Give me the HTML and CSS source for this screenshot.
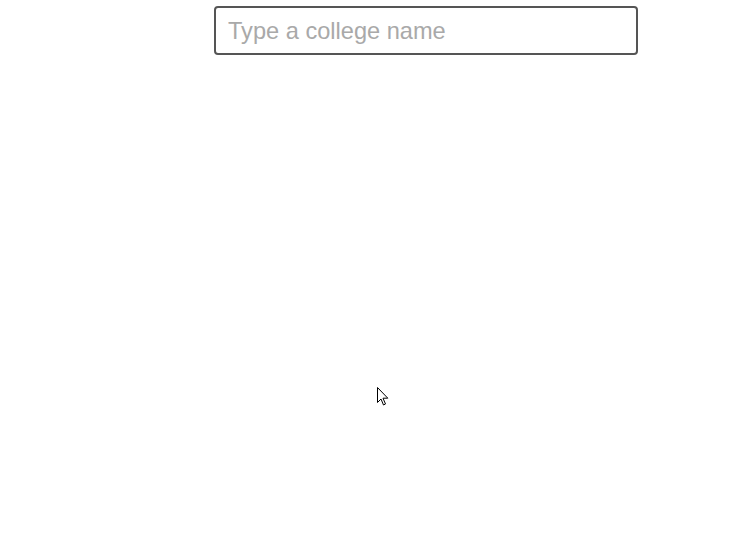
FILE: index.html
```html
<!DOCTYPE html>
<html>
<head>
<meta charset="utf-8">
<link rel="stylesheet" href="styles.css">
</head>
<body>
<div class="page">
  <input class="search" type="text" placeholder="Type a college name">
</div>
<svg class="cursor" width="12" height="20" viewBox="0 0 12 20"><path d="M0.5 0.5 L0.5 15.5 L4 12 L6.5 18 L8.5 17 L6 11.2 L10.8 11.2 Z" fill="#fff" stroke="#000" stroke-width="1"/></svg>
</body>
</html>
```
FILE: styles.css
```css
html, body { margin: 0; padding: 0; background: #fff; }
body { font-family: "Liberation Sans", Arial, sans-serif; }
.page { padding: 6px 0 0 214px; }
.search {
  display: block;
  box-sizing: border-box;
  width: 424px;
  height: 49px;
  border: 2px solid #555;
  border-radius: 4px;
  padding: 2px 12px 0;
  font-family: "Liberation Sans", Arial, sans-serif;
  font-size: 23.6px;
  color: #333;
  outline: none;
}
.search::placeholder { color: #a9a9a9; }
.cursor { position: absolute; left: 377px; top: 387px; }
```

* * *

§ **TO BE DONE**: Reproduce the data word for word, excluding its pictures.

§ **FULL RESPONSE**:
Give me the HTML and CSS source for this screenshot.
FILE: index.html
```html
<!DOCTYPE html>
<html>
<head>
<meta charset="utf-8">
<link rel="stylesheet" href="styles.css">
</head>
<body>
<div class="page">
  <input class="search" type="text" placeholder="Type a college name">
</div>
<svg class="cursor" width="12" height="20" viewBox="0 0 12 20"><path d="M0.5 0.5 L0.5 15.5 L4 12 L6.5 18 L8.5 17 L6 11.2 L10.8 11.2 Z" fill="#fff" stroke="#000" stroke-width="1"/></svg>
</body>
</html>
```
FILE: styles.css
```css
html, body { margin: 0; padding: 0; background: #fff; }
body { font-family: "Liberation Sans", Arial, sans-serif; }
.page { padding: 6px 0 0 214px; }
.search {
  display: block;
  box-sizing: border-box;
  width: 424px;
  height: 49px;
  border: 2px solid #555;
  border-radius: 4px;
  padding: 2px 12px 0;
  font-family: "Liberation Sans", Arial, sans-serif;
  font-size: 23.6px;
  color: #333;
  outline: none;
}
.search::placeholder { color: #a9a9a9; }
.cursor { position: absolute; left: 377px; top: 387px; }
```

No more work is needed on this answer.